If agents restructure the entire transaction process, payment must also be redefined. Han argued that AI payment will evolve from a payment tool to a new infrastructure supporting the agent-driven commercial ecosystem. Two major transformations are needed: First, the execution entity changes from human to agent. This requires a traceable, auditable chain of responsibility for agent transactions—a precondition for autonomous agent commerce. Second, the value carrier expands from fiat currency to tokens. Since agents operate 24/7, transactions become extremely small, high-frequency, and diverse. Tokens can represent points, rights, coupons, digital assets, enabling efficient circulation and settlement.

Global payment networks are already moving: Visa launched Intelligent Commerce with APIs for AI partners; Mastercard unveiled Agent Pay for secure, scalable payment infrastructure; Stripe is also commercializing transaction capabilities for agentic commerce. These moves align with Han's vision that AI payment must address trust, efficiency, and value granularity in the agent era.

**Alipay's Role: Trust Layer, Connector, Enabler**

Han positioned Alipay's role in the Agent era as a three-layer structure: a trust layer for reliable execution, a connector for collaboration among consumers, agents, and merchants, and an enabler to help both large model firms and small merchants enter the agent economy. This echoes Alipay's historical evolution—from escrow payment in the e-commerce era to mobile payment in the mobile internet era, and now to AI payment in the agent era. The new question Alipay aims to answer is: when transactions are executed by agents, how does the commercial system remain trustworthy, controllable, and settleable?
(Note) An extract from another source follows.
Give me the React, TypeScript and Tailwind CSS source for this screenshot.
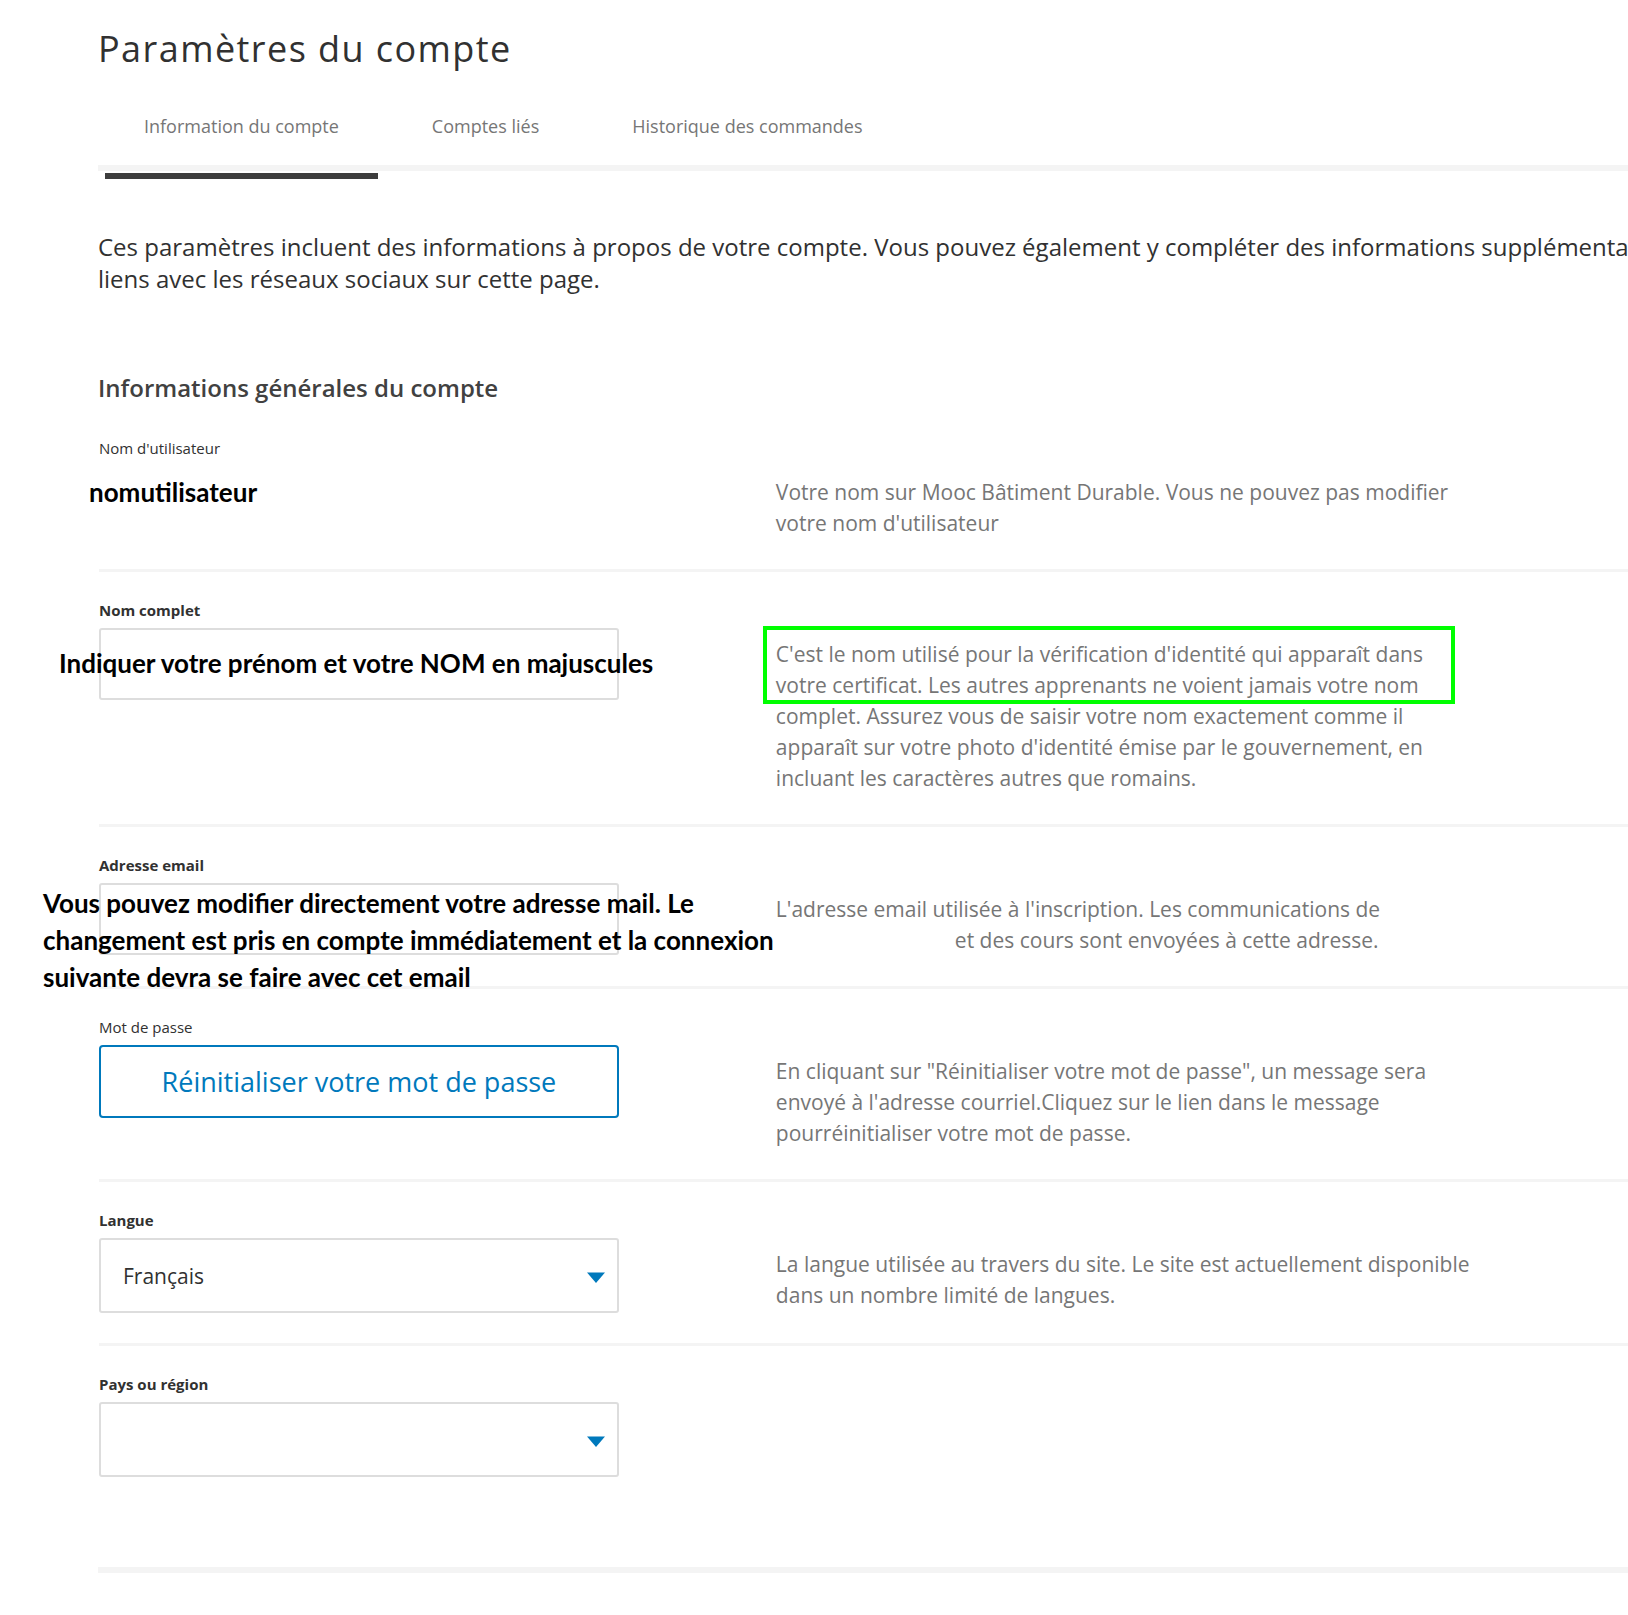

In summary, Han's talk was not only a strategic statement for Alipay but also a clear summary of the global consensus on the agent economy: competition is shifting from single traffic gateways to collaboration, trust, and executable capability within agent ecosystems. Those who can be discovered, trusted, invoked, and settled by agents will be closer to the next round of commercial distribution. A new business paradigm is emerging.